Machine Learning to improve morphological analysis
26 September 2006
EPSRC has awarded Professor Peter Flach and Dr Ksenia Shalonova GBP 350,000 for a project studying the use of advanced machine learning techniques such as inductive logic programming to learn the morphology of complex synthetic languages including Russian, Turkish and isiZulu (a Bantu language spoken in South Africa). The project is due to start on 1 October 2006 and runs for 3.5 years.
This project aims to apply advanced machine learning techniques in order to learn the morphology -- the way words are formed from constituents -- of synthetic (i.e., morphologically complex) languages. This will allow improved text-to-speech systems for complex languages such as isiZulu.
Morphological analysis is the decomposition of words into their constituents (morphemes) with the assignment of grammatical features to each of constituents. To take a simple example in English, the word unhappier is decomposed into the following components: un(adjectival negative prefix)+happy(adjectival stem)+er(comparative suffix) taking into account both the allowed sequence of word constituents and the changes of the orthographic shape of these constituents when they are concatenated. Most morphological phenomena in the majority of European languages can be expressed by finite-state techniques such as regular expressions. This project, however, is concerned with the structurally more complex synthetic languages (mostly non-European). These languages exhibit complex recursive morphological structures that require more powerful mechanisms than finite-state automata.
The main research goal of the project is to automatically decompose the word into its constituents by learning the rules for representing permissible sequences of word constituents and the rules that change the orthographic shape of the constituents. This involves tackling a set of open problems in morphological learning that prevents learning the whole set of morphological rules. We have chosen Inductive Logic Programming (ILP) for training as its logical foundations allow representing complex formalisms that can be expanded by stochastic features. ILP methods can also induce rules directly from unbounded data items such as strings, which makes annotation and training more naturally related to the underlying linguistics.

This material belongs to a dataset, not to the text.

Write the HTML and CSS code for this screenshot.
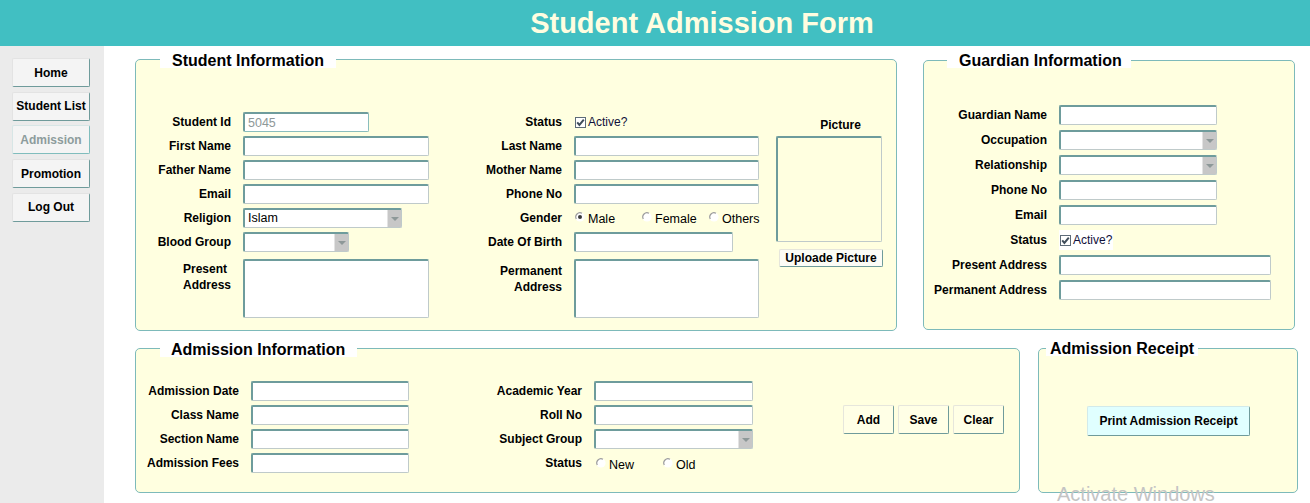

This project will have a tremendous benefit for producing Text-to-Speech Systems in developing African and Asian countries (and the practical delivery will be enabled by the partnerships and contacts forged by the Local Language Speech Technology Initiative). The automated morphological analysis tools developed in this project will facilitate the creation of intelligible Text-to-Speech systems that require morphological analysis for
(1) Automatic tone assignment, which is essential for most African languages.
(2) Proper prosody, which includes stress assignment required for Russian, and phrase prediction required for most world languages including European ones.
(3) Proper letter-to-sound rules required for the Indian languages Hindi and Telugu, the Turkish language and many others.
The research will provide the technology for the implementation of indigenous and minority language voice services offered by mobile network providers (such as information on healthcare, jobs, agriculture, the environment etc.)